Java: Getter and setter faster than direct access?

Question

I tested the performance of a Java ray tracer I'm writing on with VisualVM 1.3.7 on my Linux Netbook. I measured with the profiler.
For fun I tested if there's a difference between using getters and setters and accessing the fields directly. The getters and setters are standard code with no addition.

I didn't expected any differences. But the directly accessing code was slower.

Here's the sample I tested in Vector3D:

public float dot(Vector3D other) {
    return x * other.x + y * other.y + z * other.z;
}

Time: 1542 ms / 1,000,000 invocations

public float dot(Vector3D other) {
    return getX() * other.getX() + getY() * other.getY() + getZ() * other.getZ();
}

Time: 1453 ms / 1,000,000 invocations

I didn't test it in a micro-benchmark, but in the ray tracer. The way I tested the code:

• I started the program with the first code and set it up. The ray tracer isn't running yet.
• I started the profiler and waited a while after initialization was done.
• I started a ray tracer.
• When VisualVM showed enough invocations, I stopped the profiler and waited a bit.
• I closed the ray tracer program.
• I replaced the first code with the second and repeated the steps above after compiling.

I did at least run 20,000,000 invocations for both codes. I closed any program I didn't need. I set my CPU on performance, so my CPU clock was on max. all the time.
How is it possible that the second code is 6% faster?

Answer 1

Thank you all for helping me answering this question.
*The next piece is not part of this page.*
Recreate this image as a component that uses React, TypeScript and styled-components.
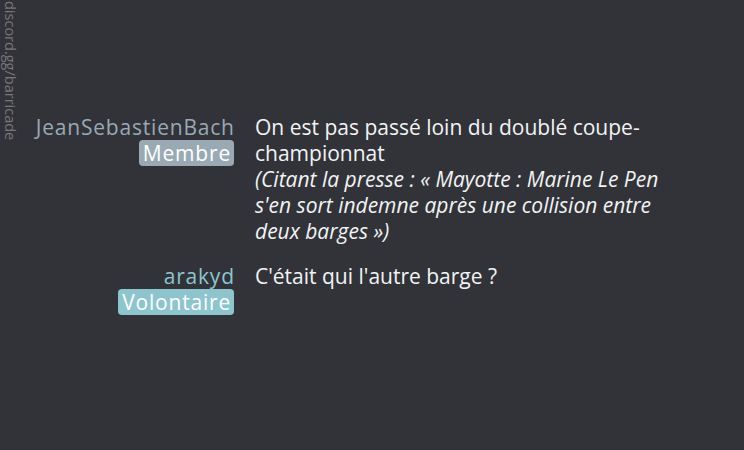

In the end, I found the answer.

First, Bohemian is right: With PrintAssembly I checked the assumption that the generated assembly codes are identical. And yes, although the bytecodes are different, the generated codes are identical.
So masterxilo is right: The profiler have to be the culprit. But masterxilo's guess about timing fences and more instrumentation code can't be true; both codes are identical in the end.

So there's still the question: How is it possible that the second code seems to be 6% faster in the profiler?

The answer lies in the way how VisualVM measures: Before you start profiling, you need calibration data. This is used for removing the overhead time caused by the profiler.
Although the calibration data is correct, the final calculation of the measurement is not. VisualVM sees the method invocations in the bytecode. But it doesn't see that the JIT compiler removes these invocations while optimizing.
So it removes non-existing overhead time. And that's how the difference appears.

Answer 2

I did done some micro benchmarking with lots of JVM warm up and found the two approaches take the exact same amount of execution time.

This happens because the JIT compiler is in-lining the getter method with a direct access to the field thus making them identical bytecode.

Answer 3

In case you have not taken a course in Statistics, there is always variance in program performance no matter how well that it is written. The reason why these two methods seem to run at approximately the same rate is because the accessor fields only do one thing: They return a particular field. Because nothing else happens in the accessor method, both tactics pretty much do the same thing; however, in case you know not about encapsulation, which is how well that a programmer hides the data (fields or attributes) from the user, a major rule of encapsulation is not to reveal internal data to the user. Modifying a field as public means that any other class can access those fields, and that can be very dangerous to the user. That is why I always recommend Java programmers to use accessor and mutator methods so that the fields will not get into the wrong hands.

In case you were curious about how to access a private field, you can use reflection, which actually accesses the data of a particular class so that you can mutate it if you really must do so. As a frivolous example, suppose that you knew that the java.lang.String class contains a private field of type char[] (that is, a char array). It is hidden from the user, so you cannot access the field directly. (By the way, the method java.lang.String.toCharArray() accesses the field for you.) If you wanted to access each character consecutively and store each character into a collection (for the sake of simplicity, why not a java.util.List?), then here is how to use reflection in this case:

/**
    This method iterates through each character in a <code>String</code> and places each of them into a <code>java.util.List</code> of type <code>Character</code>.
    @param str The <code>String</code> to extract from.
    @param list The list to store each character into. (This is necessary because the compiler knows not which <code>List</code> to use, so it will automatically clear the list anyway.)
*/
public static void extractStringData(String str, List<Character> list) throws IllegalAccessException, NoSuchFieldException
{
    java.lang.reflect.Field value = String.class.getDeclaredField("value");
    value.setAccessible(true);
    char[] data = (char[]) value.get(str);
    for(char ch : data) list.add(ch);
}

As a sidenote, note that reflection takes a lot of performance out of your program. If there is a field, method, or inner or nested class that you must access for whatever reason (which is highly unlikely anyway), then you should use reflection. The main reason why reflection takes away precious performance is because of the relatively innumerable exceptions that it throws. I am glad to have helped!